RAW DATA:
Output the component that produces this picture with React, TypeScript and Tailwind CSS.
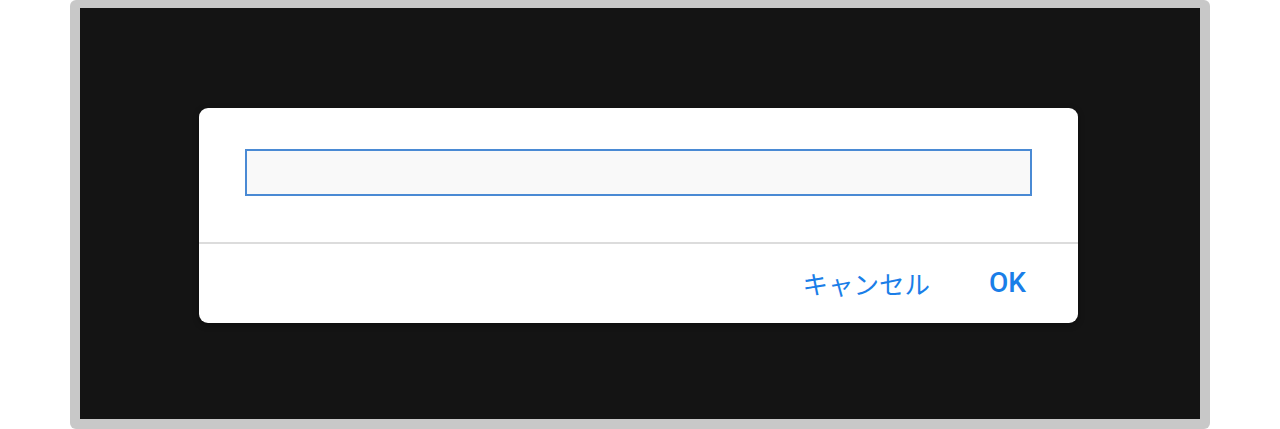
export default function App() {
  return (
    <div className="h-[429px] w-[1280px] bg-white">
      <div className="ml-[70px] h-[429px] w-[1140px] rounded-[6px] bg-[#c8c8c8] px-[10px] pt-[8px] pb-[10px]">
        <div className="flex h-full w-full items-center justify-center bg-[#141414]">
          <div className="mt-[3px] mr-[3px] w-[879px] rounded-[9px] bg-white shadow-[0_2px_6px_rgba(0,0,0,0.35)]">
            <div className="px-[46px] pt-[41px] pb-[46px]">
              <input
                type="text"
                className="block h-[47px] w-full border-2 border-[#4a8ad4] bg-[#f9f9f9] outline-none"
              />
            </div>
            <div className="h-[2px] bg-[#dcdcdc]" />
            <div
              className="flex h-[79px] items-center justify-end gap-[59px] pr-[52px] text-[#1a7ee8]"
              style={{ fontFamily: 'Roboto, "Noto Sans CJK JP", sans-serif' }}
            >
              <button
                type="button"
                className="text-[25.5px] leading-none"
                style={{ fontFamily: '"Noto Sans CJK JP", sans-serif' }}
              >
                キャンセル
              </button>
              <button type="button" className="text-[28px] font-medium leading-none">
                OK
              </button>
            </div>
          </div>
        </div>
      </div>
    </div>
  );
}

PROBLEM TO WORK ON: Word for word, quote the full listing, omitting every picture.

TASK RESULT:
Output the component that produces this picture with React, TypeScript and Tailwind CSS.
export default function App() {
  return (
    <div className="h-[429px] w-[1280px] bg-white">
      <div className="ml-[70px] h-[429px] w-[1140px] rounded-[6px] bg-[#c8c8c8] px-[10px] pt-[8px] pb-[10px]">
        <div className="flex h-full w-full items-center justify-center bg-[#141414]">
          <div className="mt-[3px] mr-[3px] w-[879px] rounded-[9px] bg-white shadow-[0_2px_6px_rgba(0,0,0,0.35)]">
            <div className="px-[46px] pt-[41px] pb-[46px]">
              <input
                type="text"
                className="block h-[47px] w-full border-2 border-[#4a8ad4] bg-[#f9f9f9] outline-none"
              />
            </div>
            <div className="h-[2px] bg-[#dcdcdc]" />
            <div
              className="flex h-[79px] items-center justify-end gap-[59px] pr-[52px] text-[#1a7ee8]"
              style={{ fontFamily: 'Roboto, "Noto Sans CJK JP", sans-serif' }}
            >
              <button
                type="button"
                className="text-[25.5px] leading-none"
                style={{ fontFamily: '"Noto Sans CJK JP", sans-serif' }}
              >
                キャンセル
              </button>
              <button type="button" className="text-[28px] font-medium leading-none">
                OK
              </button>
            </div>
          </div>
        </div>
      </div>
    </div>
  );
}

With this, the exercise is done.